Officers from a Borough in Northeastern PA have asked us to help them determine if they can pursue and stop individuals who run away from a street corner upon seeing their police car enter the area.
The officers report that they have not observed the individuals who flee upon seeing the police car engaging in criminal activity and that their department has not received any reports or tips from the public that the individuals have engaged in criminal acts. In addition the area of the street corner is not known for drug activity.
We have found several PA cases pertaining to this issue.
As is always the case, the key issue is Probable Cause (PC). You will recall from your academy training that probable cause has been defined by our courts as a requisite element of a valid arrest, consisting of the existence of facts and circumstances within one’s knowledge and of which one has reasonably trustworthy information, sufficient in themselves to warrant a person of reasonable caution to believe that a crime has been committed (See 267 U.S. 132). PC can be established in many ways. It may be established on the basis of the cumulative knowledge of the investigating officers (See 380 U.S. 102); However, PC cannot be based on facts which are completely innocent in themselves (See 393 U.S. 410); Furthermore, the fact that the suspect(s) have been previously involved in similar crimes, if any have in fact been committed, is not of important value (See 393 U.S. 410); PC must be based on particular facts and not mere conclusions (See 378 U.S. 108).
With that being said we will now delve into the cases we have discovered pertaining to the issue of Flight as an element of Probable Cause.
* Commonwealth v. Biagini, 540 Pa. 22, 655 A. 2d 492 (1995) & In Interest of Barry W., 423 Pa. Super. 549, 621 A. 2d 669 (1993): The mere fact that a person quickens his pace upon being observed by police officers and starts to run when a police officer begins to chase him does not give rise to a reasonable belief that criminal activity is afoot, and is therefore insufficient to justify even a Terry Stop (See Terry v. Ohio, 392 U.S. 1, 88 S. Ct. 1868, (1968), absent some other factor which would give rise to criminal conduct. Thus, the court held that an anonymous tip that a male was selling drugs at a certain location, coupled with the flight of the male upon the approach of the police, without more, did not give rise to probable cause to arrest nor reasonable suspicion to stop and detain the male. The court stated: “We are unwilling, as a matter of law, to hold that an anonymous tip bearing no indication of reliability, and containing no predictions of future behavior, and unsupported by any corroborative observations by an officer, when coupled with flight, justifies a forcible Terry stop.” (See 621 A. 2d at 678).
* Commonwealth v. Chase, 394 Pa. Super. 168, 575 A. 2d 574 (1990): “although flight, in & of itself, does not supply probable cause to arrest, flight in combination with other factors may reasonably indicate that an individual has committed a criminal offense”.

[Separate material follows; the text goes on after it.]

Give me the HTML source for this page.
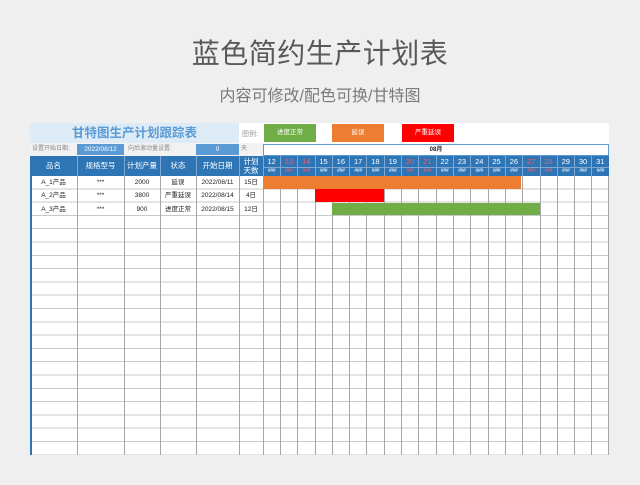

* In Interest of D.W., 427 Pa. Super. 629, 629 A. 2d 1387 (1993):police observation of a suspicious exchange of cash for a small packet at 2:40 a.m. in a high-crime area, coupled with an anonymous tip of drug dealing and the flight of the suspect’s companions, supported a finding of probable cause to arrest.
* Commonwealth v. Woodson, 342 Pa. Super. 392, 493 A. 2d 78 (1985): Finding probable cause for arrest of suspect matching description of “young black man wearing a beige sweater or shirt” who evaded police and offered unsubstantiated explanation for his presence near the crime scene.
* Commonwealth v. Phillips, 338 Pa. Super. 274, 487 A. 2d 962 (1985): Flight of companions on approach of suspect by officer supported a finding of probable cause to arrest.
* Commonwealth v. Williams, 317 Pa. Super. 456, 464 A. 2d 411 (1983): Finding probable cause for arrest of suspect matching description of “black man with a mustache” seen near time and place of crime, who repeatedly fled upon seeing police.
We believe that our fellow officers in the Northeastern PA Borough should not attempt to “pursue & stop” the individuals that flee from the street corner upon seeing their police car enter the area without having some articulable reason to believe that the fleeing individuals are involved in criminal activity at the time they flee upon seeing the police car or that the fleeing individuals match the description of individuals that have been involved in criminal activity.
However, we also believe that our fellow officers should actively observe the fleeing individuals by following after them to learn the location to which they are fleeing and to simply perform intelligence gathering as there is nothing in our laws to prevent officers from simply patrolling their jurisdictions on foot, observing activities of citizens, and making notes on their observations.